RE: News on Klondex Mines June 24, 2013, 4:05 a.m. EDT
Goldman cuts 2013, 2014 gold forecasts
By Francesca Freeman
"Goldman Sachs GS-0.75% Monday cut its outlook on gold prices for this year and next, citing growing price risks from a brightening U.S. economic picture.
The bank now expects gold to end this year at $1,300 a troy ounce, down 9.4% on its previous forecast. It sees gold ending 2014 at $1,050 an ounce, down 17.3% on its earlier outlook.
"Medium term, we expect that gold prices will decline further given our U.S. economists' forecast for improving economic activity and a less accommodative monetary policy stance," the bank said. "Further, with quantitative easing tapering likely to start soon, perhaps even a bit sooner than previously anticipated, we are fast forwarding on our real rate path."

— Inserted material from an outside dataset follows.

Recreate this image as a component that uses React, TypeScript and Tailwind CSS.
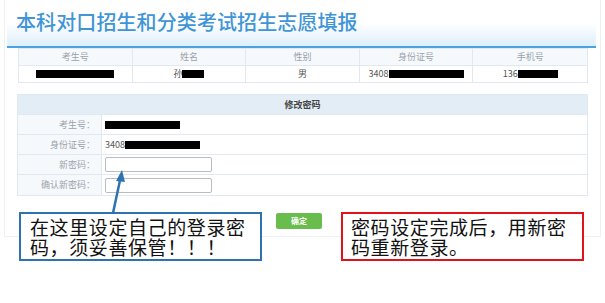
import React from "react"

const cjk = "font-['Noto_Sans_CJK_SC','Noto_Sans',sans-serif]"

function Redact({ w }: { w: number }) {
  return <span className="inline-block h-[8px] bg-black align-middle" style={{ width: w }} />
}

const headers = ["考生号", "姓名", "性别", "身份证号", "手机号"]

export default function App() {
  return (
    <div className={`relative w-[605px] h-[303px] overflow-hidden bg-white ${cjk}`}>
      <div className="ml-[4px] w-[597px] h-[237px] border-x border-b border-[#eef1f4]">
        {/* header */}
        <div className="ml-[2px] mr-[4px] h-[48px] border-b-2 border-[#4aa3df] bg-gradient-to-b from-white via-white to-[#ddeffb] pl-[9px] pt-[8px]">
          <h1 className="text-[20px] leading-[28px] font-medium tracking-[0.1px] text-[#4095d6]">
            本科对口招生和分类考试招生志愿填报
          </h1>
        </div>

        {/* student info */}
        <div className="ml-[13px] w-[570px] border border-[#e1e8ef]">
          <div className="grid grid-cols-5 h-[17px] bg-[#f6f9fc] border-b border-[#e1e8ef]">
            {headers.map((h, i) => (
              <div
                key={h}
                className={`flex items-center justify-center text-[9px] text-[#9aa3ab] ${i < 4 ? "border-r border-[#e1e8ef]" : ""}`}
              >
                {h}
              </div>
            ))}
          </div>
          <div className="grid grid-cols-5 h-[16px] text-[9px] text-[#555]">
            <div className="flex items-center justify-center border-r border-[#e1e8ef]">
              <Redact w={78} />
            </div>
            <div className="flex items-center justify-center border-r border-[#e1e8ef]">
              孙<Redact w={22} />
            </div>
            <div className="flex items-center justify-center border-r border-[#e1e8ef]">男</div>
            <div className="flex items-center justify-center border-r border-[#e1e8ef]">
              3408<Redact w={75} />
            </div>
            <div className="flex items-center justify-center">
              136<Redact w={40} />
            </div>
          </div>
        </div>

        {/* change password */}
        <div className="ml-[12px] mt-[11px] w-[571px] border border-[#e1e8ef]">
          <div className="flex h-[20px] items-center justify-center bg-[#e3edf6] border-b border-[#e1e8ef] text-[9px] font-bold text-[#444]">
            修改密码
          </div>
          {[
            { label: "考生号：", value: <Redact w={75} /> },
            {
              label: "身份证号：",
              value: (
                <span className="flex items-center text-[9px] text-[#555]">
                  3408<Redact w={75} />
                </span>
              ),
            },
            {
              label: "新密码：",
              value: <div className="h-[15px] w-[107px] rounded-[2px] border border-[#b9bdc1] bg-white" />,
            },
            {
              label: "确认新密码：",
              value: <div className="h-[15px] w-[107px] rounded-[2px] border border-[#b9bdc1] bg-white" />,
            },
          ].map((r, i) => (
            <div key={r.label} className={`flex h-[20px] ${i < 3 ? "border-b border-[#e1e8ef]" : ""}`}>
              <div className="flex w-[84px] items-center justify-end pr-[6px] bg-[#f6f9fc] border-r border-[#e1e8ef] text-[9px] text-[#9aa3ab]">
                {r.label}
              </div>
              <div className="flex flex-1 items-center pl-[3px]">{r.value}</div>
            </div>
          ))}
        </div>

        <div className="ml-[271px] mt-[17px] flex h-[16px] w-[46px] items-center justify-center rounded-[2px] bg-[#69bd4c] text-[8px] font-bold text-white">
          确定
        </div>
      </div>

      {/* annotation callouts */}
      <svg className="absolute left-0 top-0" width="605" height="303">
        <line x1="113" y1="213" x2="120.5" y2="178" stroke="#2f72b0" strokeWidth="2.5" />
        <polygon points="122,170 116,181 125,182" fill="#2f72b0" />
      </svg>
      <div className="absolute left-[19px] top-[212px] w-[243px] h-[49px] border-2 border-[#2f72b0] bg-white pl-[9px] pt-[3px] text-[19px] leading-[20px] tracking-[0.6px] text-[#111]">
        在这里设定自己的登录密
        <br />
        码，须妥善保管！！！
      </div>
      <div className="absolute left-[341px] top-[212px] w-[243px] h-[49px] border-2 border-[#e3121a] bg-white pl-[8px] pt-[3px] text-[19px] leading-[20px] tracking-[0.6px] text-[#111]">
        密码设定完成后，用新密
        <br />
        码重新登录。
      </div>
    </div>
  )
}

Gold is traditionally viewed as a safe store of value at times of weakness in the wider market, and is sought as a hedge against inflation and currency debasement at times of loose central bank monetary policy. The price of gold plunged 6.3% in a single session last week after U.S. Federal Reserve Chairman Ben Bernanke said the U.S. central bank could start winding down its $85-billion-a-month bond-buying program later this year. He also said the bank could even cease the purchases next year if growth picks up, as the Fed projects, unemployment comes down and inflation moves closer to the central bank's 2% target. The Fed's bond-buying program has been a major support to gold prices in recent years.
Purchases of gold by central banks, meanwhile, "will not be sufficient to offset this decline in prices," said Goldman Sachs.
Central banks in emerging-market countries have increased their gold holdings over the past few years in reaction to the sovereign-debt crises affecting reserve currencies like the U.S. dollar and the euro. This has helped shore up gold prices by absorbing supply.
Lower gold prices should prompt producers to scale back production of the metal, however, and prices should therefore find longer-term support at the $1,200 an ounce level, said the bank.
At 0839 GMT, spot gold was down 1.1% at $1,283.40 a troy ounce."